Math experts start their work by looking at the estimated 117 billion people who have ever walked the planet. They then place today’s population at a random point on our timeline.

Those calculations assume that everyone born up to this point represents just five percent of all the humans who will ever live. That leaves a massive chunk of our species unaccounted for.

To find the final number, experts simply multiply the historical total by twenty. This brings the final headcount to a staggering 2.34 trillion humans.

Racing against the clock

Hitting that milestone is not going to happen overnight. At current birth rates, experts estimate it will take about 17,100 years to reach the final generation.

Some scientists strongly reject this rigid formula.
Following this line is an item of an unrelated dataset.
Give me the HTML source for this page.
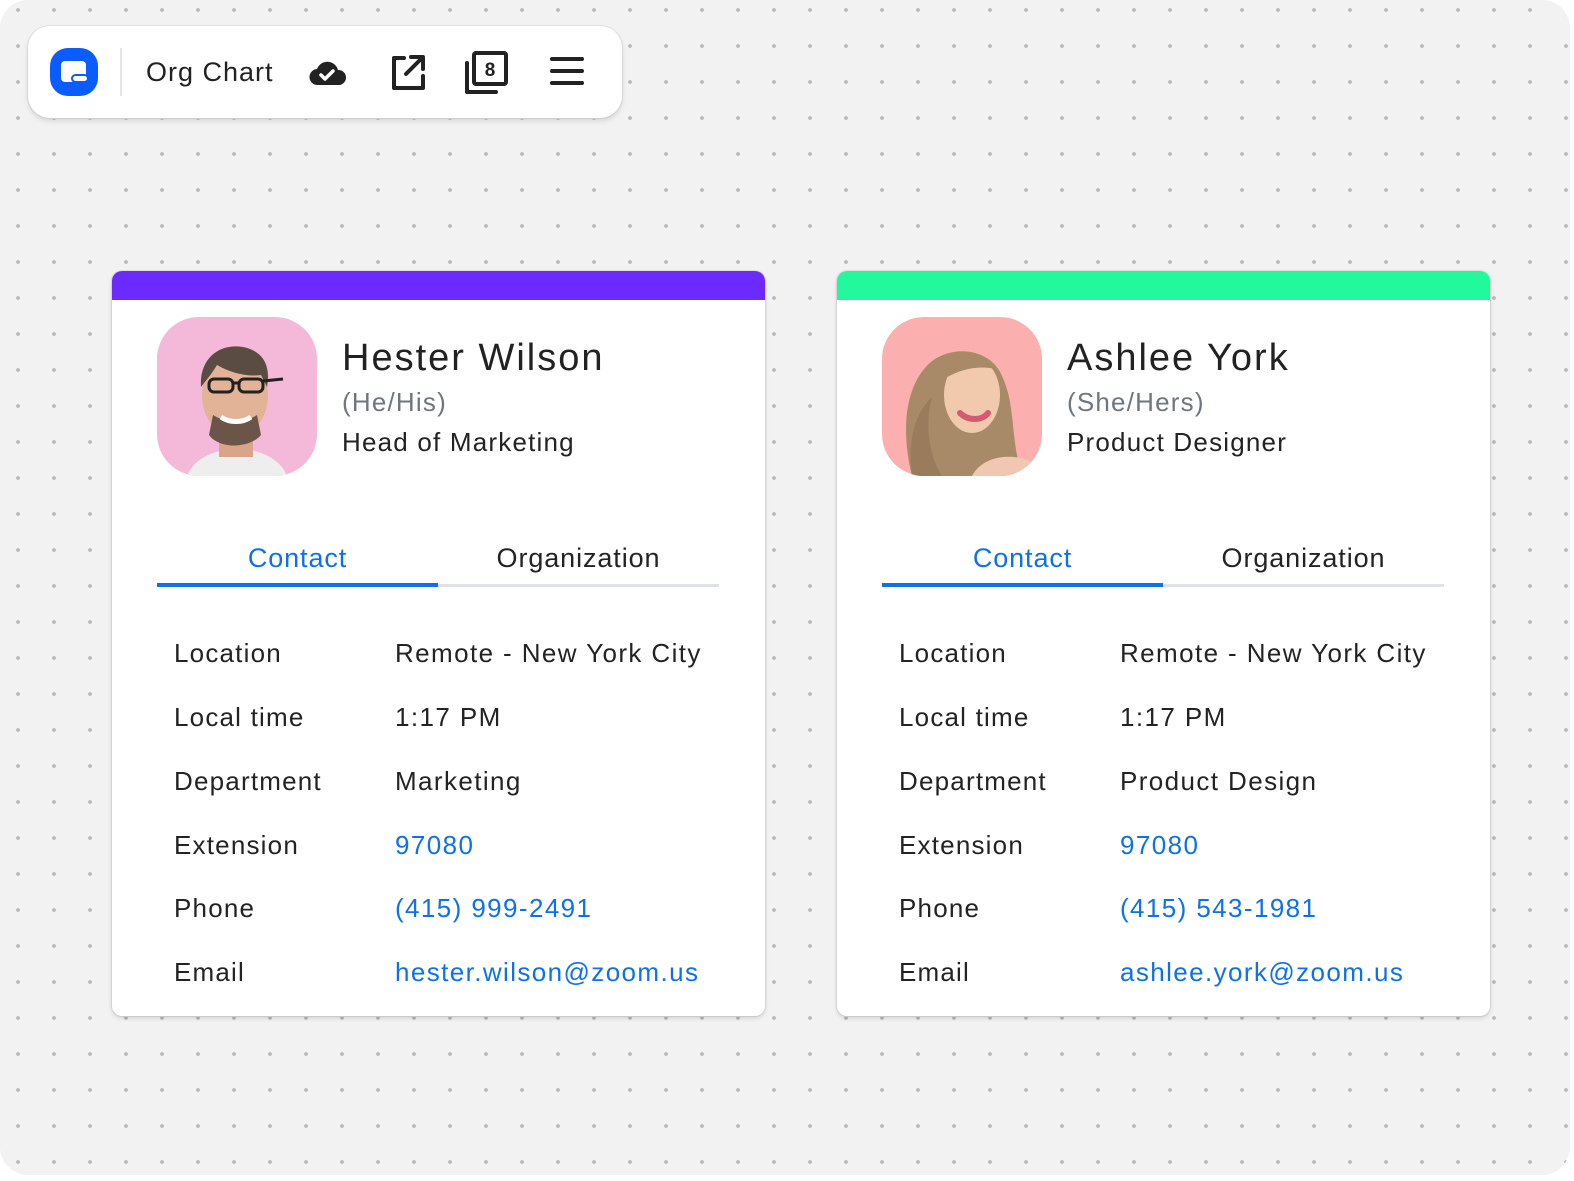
<!DOCTYPE html>
<html><head><meta charset="utf-8"><style>
*{margin:0;padding:0;box-sizing:border-box}
body{width:1574px;height:1181px;background:#fff;font-family:"Liberation Sans",sans-serif;position:relative;overflow:hidden}
.bg{position:absolute;left:0;top:0;width:1570px;height:1175px;border-radius:28px;background-color:#f2f2f2;background-image:radial-gradient(circle,#b8b8b8 1.6px,transparent 2.2px);background-size:36px 36px;background-position:0px -8px}
.tb{position:absolute;left:28px;top:26px;width:594px;height:92px;background:#fff;border-radius:22px;box-shadow:0 3px 6px rgba(0,0,0,.12),0 0 0 1px #e4e4e4}
.logo{position:absolute;left:22px;top:22px;width:48px;height:48px;border-radius:18px;background:#0b5cff}
.card{position:absolute;top:271px;width:653px;height:745px;background:#fff;border-radius:10px;box-shadow:0 2px 5px rgba(0,0,0,.15),0 0 0 1px #e3e3e3;overflow:hidden}
.bar{height:29px}
.av{position:absolute;left:45px;top:46px;width:160px;height:159px;border-radius:42px;overflow:hidden}
.name{position:absolute;left:230px;top:66px;font-size:38px;color:#222;letter-spacing:2px}
.pro{position:absolute;left:230px;top:116px;font-size:26px;color:#6e7680;letter-spacing:1.2px}
.title{position:absolute;left:230px;top:156px;font-size:26px;color:#232323;letter-spacing:1.2px}
.tab{position:absolute;top:272px;font-size:27px;text-align:center;width:281px;letter-spacing:0.9px}
.line{position:absolute;left:45px;top:313px;width:562px;height:3px;background:#dfe3e8}
.uline{position:absolute;left:45px;top:312px;width:281px;height:4px;background:#0e71eb}
.row{position:absolute;left:62px;font-size:26px;color:#232323;letter-spacing:1.2px}
.val{position:absolute;left:283px;font-size:26px;color:#232323;letter-spacing:1.4px}
.lnk{color:#0e71eb}
</style></head><body>
<div class="bg"></div>
<div class="tb">
 <div class="logo"><svg width="48" height="48" viewBox="0 0 48 48"><rect x="11" y="13" width="25" height="21" rx="4" fill="#fff"/><rect x="22" y="27" width="16" height="7" rx="3.5" fill="#fff" stroke="#0b5cff" stroke-width="2"/></svg></div>
 <div style="position:absolute;left:92px;top:22px;width:2px;height:48px;background:#e6e6e6"></div>
 <div style="position:absolute;left:118px;top:31px;font-size:27px;color:#222;letter-spacing:1px">Org Chart</div>
 <svg style="position:absolute;left:280px;top:28px" width="40" height="36" viewBox="0 0 40 36"><path d="M10 31a8 8 0 0 1-1-16 11 11 0 0 1 21 1 7.5 7.5 0 0 1 1 15z" fill="#222"/><path d="M13 21l4 4 8-8" stroke="#fff" stroke-width="3.5" fill="none" stroke-linecap="round" stroke-linejoin="round"/></svg>
 <svg style="position:absolute;left:360px;top:26px" width="40" height="40" viewBox="0 0 40 40"><path d="M16 6H6v30h29V24" stroke="#222" stroke-width="4" fill="none" stroke-linejoin="round" stroke-linecap="round"/><path d="M18 22L34 6M23 5h12v12" stroke="#222" stroke-width="4" fill="none" stroke-linecap="round" stroke-linejoin="round"/></svg>
 <svg style="position:absolute;left:434px;top:23px" width="50" height="48" viewBox="0 0 50 48"><path d="M5 14v29h29" stroke="#222" stroke-width="4" fill="none" stroke-linecap="round" stroke-linejoin="round"/><rect x="12" y="4" width="32" height="31" rx="2" stroke="#222" stroke-width="4" fill="#fff"/><text x="28" y="27" font-family="Liberation Sans" font-weight="bold" font-size="19" text-anchor="middle" fill="#222">8</text></svg>
 <svg style="position:absolute;left:522px;top:30px" width="34" height="32" viewBox="0 0 34 32"><path d="M2 3h30M2 15h30M2 27h30" stroke="#222" stroke-width="4" stroke-linecap="round"/></svg>
</div>

<div class="card" style="left:112px">
 <div class="bar" style="background:#6b2aff"></div>
 <div class="av" style="background:#f4b9d9"><svg width="160" height="159" viewBox="0 0 160 159"><path d="M30 159c8-20 30-26 50-28 20 2 42 8 50 28z" fill="#eeeeee"/><rect x="62" y="110" width="34" height="30" fill="#d9a58a"/><ellipse cx="78" cy="78" rx="33" ry="42" fill="#e2b396"/><path d="M44 70c-2-30 20-44 42-40 20 4 28 18 24 40l-6-12c-14 2-30-2-44-10-6 10-10 14-16 22z" fill="#5a4c42"/><path d="M52 118c10 14 40 14 52 0l-4-20c-12 8-32 8-44 0z" fill="#6b5548"/><path d="M64 100c8 6 22 6 30 0" stroke="#fff" stroke-width="5" fill="none"/><rect x="52" y="62" width="24" height="13" rx="5" fill="none" stroke="#222" stroke-width="3"/><rect x="82" y="62" width="24" height="13" rx="5" fill="none" stroke="#222" stroke-width="3"/><path d="M76 66h6M106 64l20-2" stroke="#222" stroke-width="3"/></svg></div>
 <div class="name">Hester Wilson</div>
 <div class="pro">(He/His)</div>
 <div class="title">Head of Marketing</div>
 <div class="tab" style="left:45px;color:#0e71eb">Contact</div>
 <div class="tab" style="left:326px;color:#232323">Organization</div>
 <div class="line"></div><div class="uline"></div>
 <div class="row" style="top:367px">Location</div><div class="val" style="top:367px">Remote - New York City</div>
 <div class="row" style="top:431px">Local time</div><div class="val" style="top:431px">1:17 PM</div>
 <div class="row" style="top:495px">Department</div><div class="val" style="top:495px">Marketing</div>
 <div class="row" style="top:559px">Extension</div><div class="val lnk" style="top:559px">97080</div>
 <div class="row" style="top:622px">Phone</div><div class="val lnk" style="top:622px">(415) 999-2491</div>
 <div class="row" style="top:686px">Email</div><div class="val lnk" style="top:686px">hester.wilson@zoom.us</div>
</div>

<div class="card" style="left:837px">
 <div class="bar" style="background:#22f89c"></div>
 <div class="av" style="background:#fbb0af"><svg width="160" height="159" viewBox="0 0 160 159"><path d="M30 159c-10-40-10-90 20-115 25-18 60-10 70 15 14 30 8 60 20 100z" fill="#a88a68"/><path d="M90 159c10-20 40-24 60-14v14z" fill="#f0c7b0"/><ellipse cx="90" cy="78" rx="28" ry="38" fill="#f1c9ad"/><path d="M62 50c10-14 40-18 52 2-18-4-36 0-52 10z" fill="#a88a68"/><path d="M78 96c8 8 22 8 28 0" stroke="#d45a70" stroke-width="6" fill="none" stroke-linecap="round"/><path d="M50 80c-8 30-2 60 10 79h-30c-4-30 0-60 20-79z" fill="#9a7c5c"/></svg></div>
 <div class="name">Ashlee York</div>
 <div class="pro">(She/Hers)</div>
 <div class="title">Product Designer</div>
 <div class="tab" style="left:45px;color:#0e71eb">Contact</div>
 <div class="tab" style="left:326px;color:#232323">Organization</div>
 <div class="line"></div><div class="uline"></div>
 <div class="row" style="top:367px">Location</div><div class="val" style="top:367px">Remote - New York City</div>
 <div class="row" style="top:431px">Local time</div><div class="val" style="top:431px">1:17 PM</div>
 <div class="row" style="top:495px">Department</div><div class="val" style="top:495px">Product Design</div>
 <div class="row" style="top:559px">Extension</div><div class="val lnk" style="top:559px">97080</div>
 <div class="row" style="top:622px">Phone</div><div class="val lnk" style="top:622px">(415) 543-1981</div>
 <div class="row" style="top:686px">Email</div><div class="val lnk" style="top:686px">ashlee.york@zoom.us</div>
</div>
</body></html>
They argue the math ignores our ability to invent life-saving technologies or eventually build colonies on other planets.

But a newer report suggests our global numbers might actually crash long before that distant deadline.

A sharper drop

A recent study published in ScienceDirect paints a much faster timeline. Researchers from the University of Milan looked closely at exactly how our fragile environment handles sudden population stress.

“The most provocative part of our paper explores hypothetical future scenarios,” the research team explained, noting that severe climate shocks could force drastic changes very soon.

“We modelled what could happen if major environmental crises abruptly imposed severe carrying-capacity limits on Earth. Under a deliberately conservative worst-case assumption that Earth’s sustainable carrying capacity suddenly dropped to around two billion people, our model predicts a rapid global population decline, with humanity potentially halving by around the year 2064.”

Whether we face a slow fade over millennia or a sudden drop in decades, the clock is certainly ticking.